After the story has been reported, it is time to produce it. People do not turn to news media outlets for research reports, so it is important to craft a story that is not just informative but also compelling. This is where the journalist incorporates a strong lead, interesting quotes, and a gripping narrative arc. This step is very similar to what a journalist would experience when producing a typical news story, but it does require honing the ability to make quantitative information compelling. (For most people, numbers are a bore!)

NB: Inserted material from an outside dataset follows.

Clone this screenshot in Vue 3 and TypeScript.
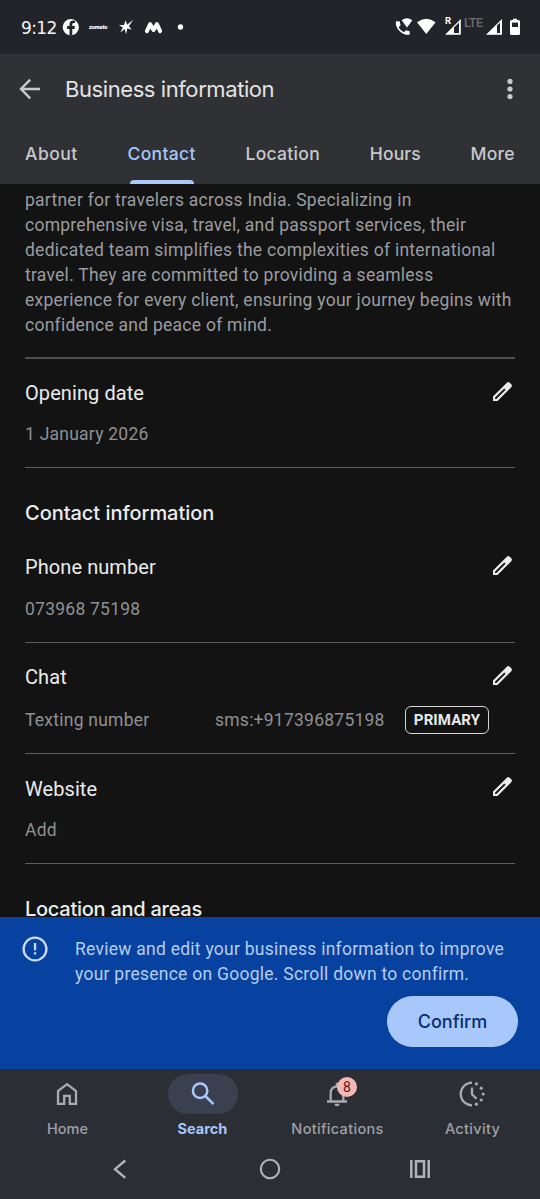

An optional step, but one that is found in many data-driven stories, is visualizing the quantitative information. This is part of making the story more compelling to audiences. It not only makes it much easier for people to understand data in context but it can also give them the ability to interact with the data and come to their own conclusions. Put another way, the visualization step can be a way of making the story more interesting, engaging, and informative.
When all of these steps are completed, it is time for the big conclusion: publishing the story. A data-driven story may appear on a digital platform or an analog one, and it can take many different forms, from a text-driven web story to a podcast that mixes narration with sonification (using audio to represent data). This final step is, of course, crucial since the purpose of journalism is to inform the public.
We will be covering each of these steps in detail in the coming lessons.